> _Task goal_
Copy out each line exactly; pictures stay out of the copy.

═══ Data segment

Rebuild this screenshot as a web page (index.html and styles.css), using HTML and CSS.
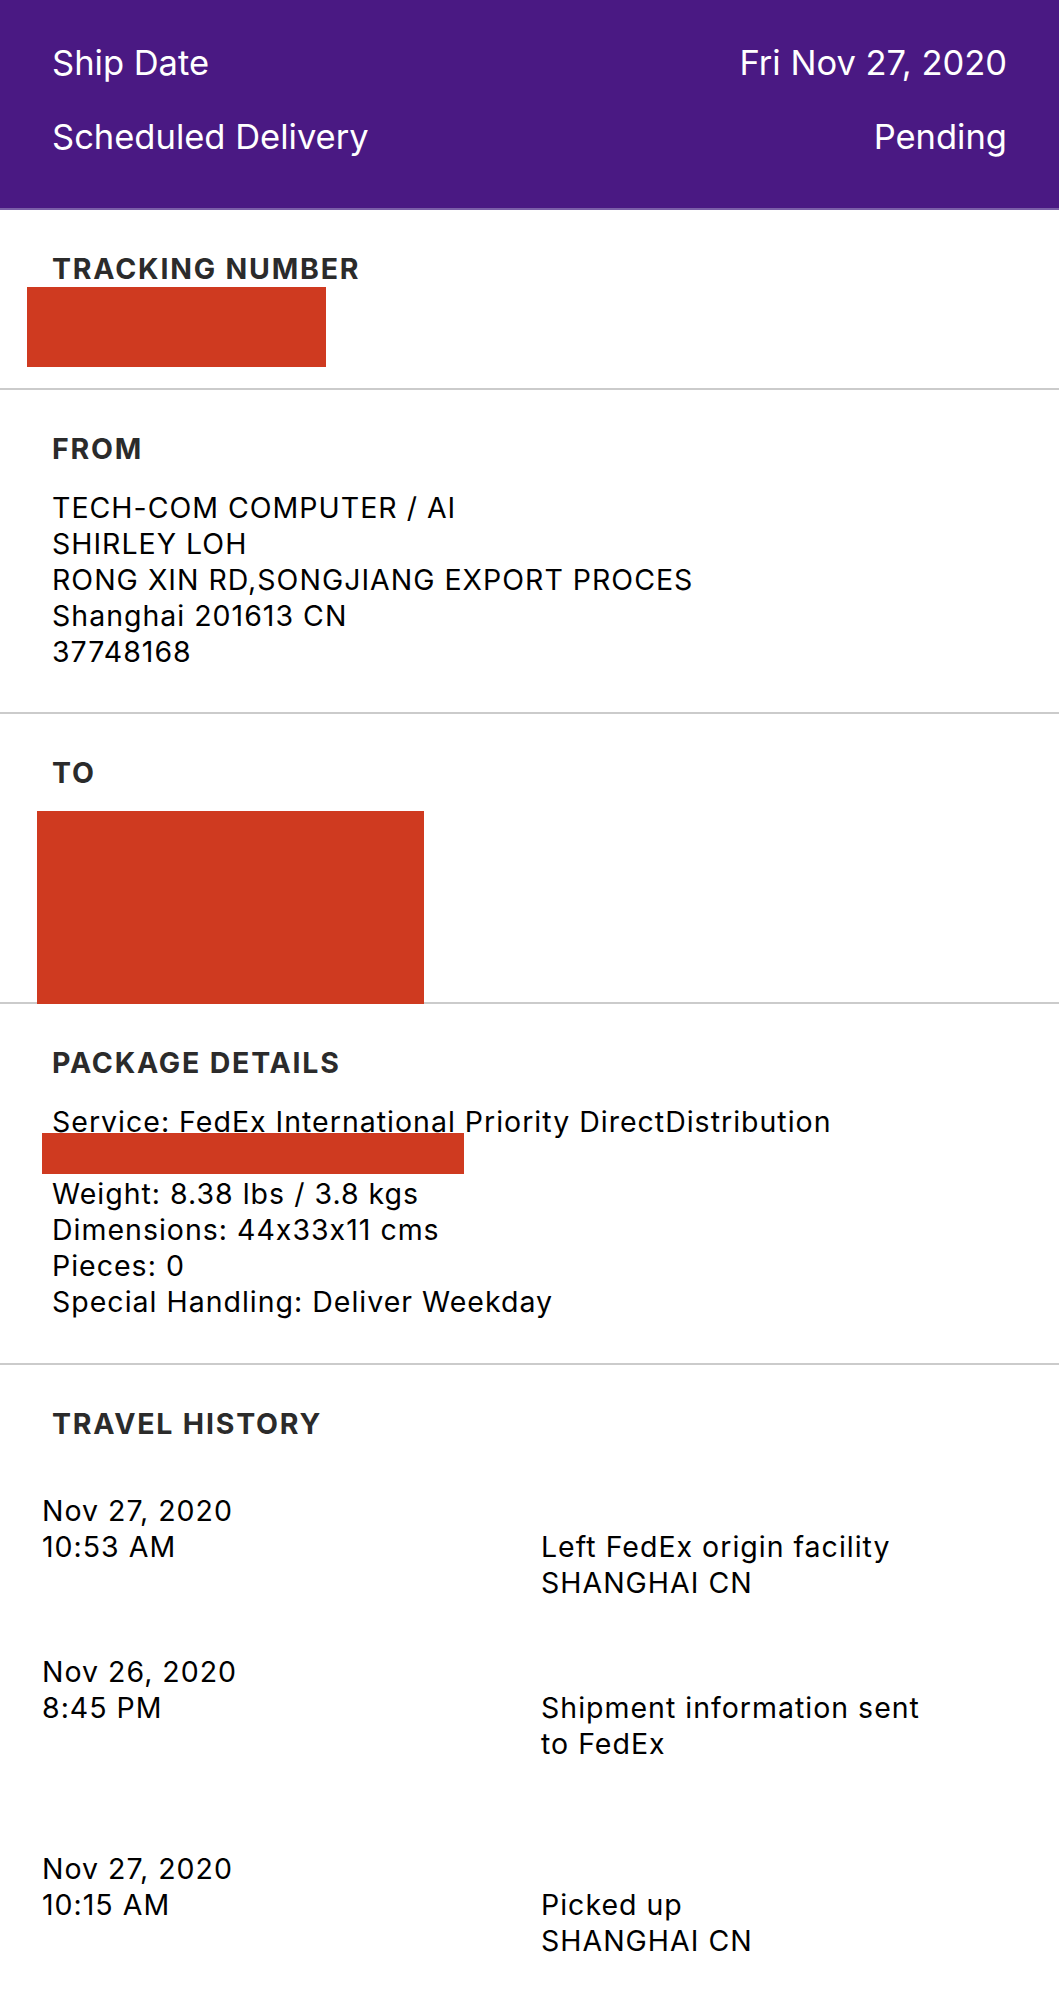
FILE: index.html
```html
<!DOCTYPE html>
<html lang="en">
<head>
    <meta charset="UTF-8">
    <meta name="viewport" content="width=device-width, initial-scale=1.0">
    <title>Shipment Details</title>
    <link rel="stylesheet" href="styles.css">
</head>
<body>
    <div class="summary">
        <div class="summary-row">
            <span>Ship Date</span>
            <span>Fri Nov 27, 2020</span>
        </div>
        <div class="summary-row">
            <span>Scheduled Delivery</span>
            <span>Pending</span>
        </div>
    </div>

    <div class="section section-tracking">
        <h3>TRACKING NUMBER</h3>
        <div class="redact redact-tracking"></div>
    </div>

    <div class="section">
        <h3>FROM</h3>
        <div class="lines">
            <div>TECH-COM COMPUTER / AI</div>
            <div>SHIRLEY LOH</div>
            <div>RONG XIN RD,SONGJIANG EXPORT PROCES</div>
            <div>Shanghai 201613 CN</div>
            <div>37748168</div>
        </div>
    </div>

    <div class="section section-to">
        <h3>TO</h3>
        <div class="redact redact-address"></div>
    </div>

    <div class="section section-package">
        <h3>PACKAGE DETAILS</h3>
        <div class="lines">
            <div>Service: FedEx International Priority DirectDistribution</div>
            <div class="redact-line"><div class="redact redact-bar"></div></div>
            <div>Weight: 8.38 lbs / 3.8 kgs</div>
            <div>Dimensions: 44x33x11 cms</div>
            <div>Pieces: 0</div>
            <div>Special Handling: Deliver Weekday</div>
        </div>
    </div>

    <div class="section section-history">
        <h3>TRAVEL HISTORY</h3>
        <div class="history">
            <div class="event">
                <div class="event-time">
                    <div>Nov 27, 2020</div>
                    <div>10:53 AM</div>
                </div>
                <div class="event-info">
                    <div>Left FedEx origin facility</div>
                    <div class="event-place">SHANGHAI CN</div>
                </div>
            </div>
            <div class="event">
                <div class="event-time">
                    <div>Nov 26, 2020</div>
                    <div>8:45 PM</div>
                </div>
                <div class="event-info">
                    <div>Shipment information sent to FedEx</div>
                    <div class="event-place"></div>
                </div>
            </div>
            <div class="event">
                <div class="event-time">
                    <div>Nov 27, 2020</div>
                    <div>10:15 AM</div>
                </div>
                <div class="event-info">
                    <div>Picked up</div>
                    <div class="event-place">SHANGHAI CN</div>
                </div>
            </div>
        </div>
    </div>
</body>
</html>
```

FILE: styles.css
```css
body {
    font-family: Inter, 'Liberation Sans', Arial, sans-serif;
    font-size: 28.5px;
    line-height: 36px;
    letter-spacing: 1px;
    font-feature-settings: "calt" 0;
    color: #000;
    margin: 0;
    padding: 0;
    background-color: #ffffff;
}

.summary {
    background-color: #4a1983;
    border-bottom: 2px solid #7b5fa8;
    color: #fff;
    height: 210px;
    box-sizing: border-box;
    padding: 42px 52px 0;
    font-size: 34.5px;
    letter-spacing: 0;
}

.summary-row {
    display: flex;
    justify-content: space-between;
    line-height: 42px;
    margin-bottom: 32px;
}

.section {
    padding: 41px 52px 42px;
    border-bottom: 2px solid #cbcbcb;
}

.section h3 {
    margin: 0 0 23px;
    font-size: 28.5px;
    line-height: 36px;
    font-weight: 700;
    letter-spacing: 1.8px;
    color: #2b2b2b;
}

.redact {
    background-color: #cf3a20;
}

.section-tracking {
    padding-bottom: 21px;
}

.section-tracking h3 {
    margin-bottom: 0;
}

.redact-tracking {
    width: 299px;
    height: 80px;
    margin-left: -25px;
}

.section-to {
    padding-bottom: 0;
}

.section-to h3 {
    margin-bottom: 20px;
}

.redact-address {
    width: 387px;
    height: 193px;
    margin-left: -15px;
    margin-bottom: -2px;
}

.section-package {
    padding-bottom: 43px;
}

.redact-line {
    height: 36px;
}

/* bar sits over the hidden line */
.redact-bar {
    position: relative;
    top: -7px;
    left: -10px;
    width: 422px;
    height: 41px;
}

.section-history {
    border-bottom: none;
}

.section-history h3 {
    margin-bottom: 51px;
}

.history {
    margin-left: -10px;
    display: flex;
    flex-direction: column;
    gap: 53px;
}

.event {
    display: grid;
    grid-template-columns: 499px 395px;
}

.event-info {
    padding-top: 36px;
}

.event-place {
    min-height: 36px;
}
```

══════

> _Response to the exercise_
Rebuild this screenshot as a web page (index.html and styles.css), using HTML and CSS.
FILE: index.html
```html
<!DOCTYPE html>
<html lang="en">
<head>
    <meta charset="UTF-8">
    <meta name="viewport" content="width=device-width, initial-scale=1.0">
    <title>Shipment Details</title>
    <link rel="stylesheet" href="styles.css">
</head>
<body>
    <div class="summary">
        <div class="summary-row">
            <span>Ship Date</span>
            <span>Fri Nov 27, 2020</span>
        </div>
        <div class="summary-row">
            <span>Scheduled Delivery</span>
            <span>Pending</span>
        </div>
    </div>

    <div class="section section-tracking">
        <h3>TRACKING NUMBER</h3>
        <div class="redact redact-tracking"></div>
    </div>

    <div class="section">
        <h3>FROM</h3>
        <div class="lines">
            <div>TECH-COM COMPUTER / AI</div>
            <div>SHIRLEY LOH</div>
            <div>RONG XIN RD,SONGJIANG EXPORT PROCES</div>
            <div>Shanghai 201613 CN</div>
            <div>37748168</div>
        </div>
    </div>

    <div class="section section-to">
        <h3>TO</h3>
        <div class="redact redact-address"></div>
    </div>

    <div class="section section-package">
        <h3>PACKAGE DETAILS</h3>
        <div class="lines">
            <div>Service: FedEx International Priority DirectDistribution</div>
            <div class="redact-line"><div class="redact redact-bar"></div></div>
            <div>Weight: 8.38 lbs / 3.8 kgs</div>
            <div>Dimensions: 44x33x11 cms</div>
            <div>Pieces: 0</div>
            <div>Special Handling: Deliver Weekday</div>
        </div>
    </div>

    <div class="section section-history">
        <h3>TRAVEL HISTORY</h3>
        <div class="history">
            <div class="event">
                <div class="event-time">
                    <div>Nov 27, 2020</div>
                    <div>10:53 AM</div>
                </div>
                <div class="event-info">
                    <div>Left FedEx origin facility</div>
                    <div class="event-place">SHANGHAI CN</div>
                </div>
            </div>
            <div class="event">
                <div class="event-time">
                    <div>Nov 26, 2020</div>
                    <div>8:45 PM</div>
                </div>
                <div class="event-info">
                    <div>Shipment information sent to FedEx</div>
                    <div class="event-place"></div>
                </div>
            </div>
            <div class="event">
                <div class="event-time">
                    <div>Nov 27, 2020</div>
                    <div>10:15 AM</div>
                </div>
                <div class="event-info">
                    <div>Picked up</div>
                    <div class="event-place">SHANGHAI CN</div>
                </div>
            </div>
        </div>
    </div>
</body>
</html>
```

FILE: styles.css
```css
body {
    font-family: Inter, 'Liberation Sans', Arial, sans-serif;
    font-size: 28.5px;
    line-height: 36px;
    letter-spacing: 1px;
    font-feature-settings: "calt" 0;
    color: #000;
    margin: 0;
    padding: 0;
    background-color: #ffffff;
}

.summary {
    background-color: #4a1983;
    border-bottom: 2px solid #7b5fa8;
    color: #fff;
    height: 210px;
    box-sizing: border-box;
    padding: 42px 52px 0;
    font-size: 34.5px;
    letter-spacing: 0;
}

.summary-row {
    display: flex;
    justify-content: space-between;
    line-height: 42px;
    margin-bottom: 32px;
}

.section {
    padding: 41px 52px 42px;
    border-bottom: 2px solid #cbcbcb;
}

.section h3 {
    margin: 0 0 23px;
    font-size: 28.5px;
    line-height: 36px;
    font-weight: 700;
    letter-spacing: 1.8px;
    color: #2b2b2b;
}

.redact {
    background-color: #cf3a20;
}

.section-tracking {
    padding-bottom: 21px;
}

.section-tracking h3 {
    margin-bottom: 0;
}

.redact-tracking {
    width: 299px;
    height: 80px;
    margin-left: -25px;
}

.section-to {
    padding-bottom: 0;
}

.section-to h3 {
    margin-bottom: 20px;
}

.redact-address {
    width: 387px;
    height: 193px;
    margin-left: -15px;
    margin-bottom: -2px;
}

.section-package {
    padding-bottom: 43px;
}

.redact-line {
    height: 36px;
}

/* bar sits over the hidden line */
.redact-bar {
    position: relative;
    top: -7px;
    left: -10px;
    width: 422px;
    height: 41px;
}

.section-history {
    border-bottom: none;
}

.section-history h3 {
    margin-bottom: 51px;
}

.history {
    margin-left: -10px;
    display: flex;
    flex-direction: column;
    gap: 53px;
}

.event {
    display: grid;
    grid-template-columns: 499px 395px;
}

.event-info {
    padding-top: 36px;
}

.event-place {
    min-height: 36px;
}
```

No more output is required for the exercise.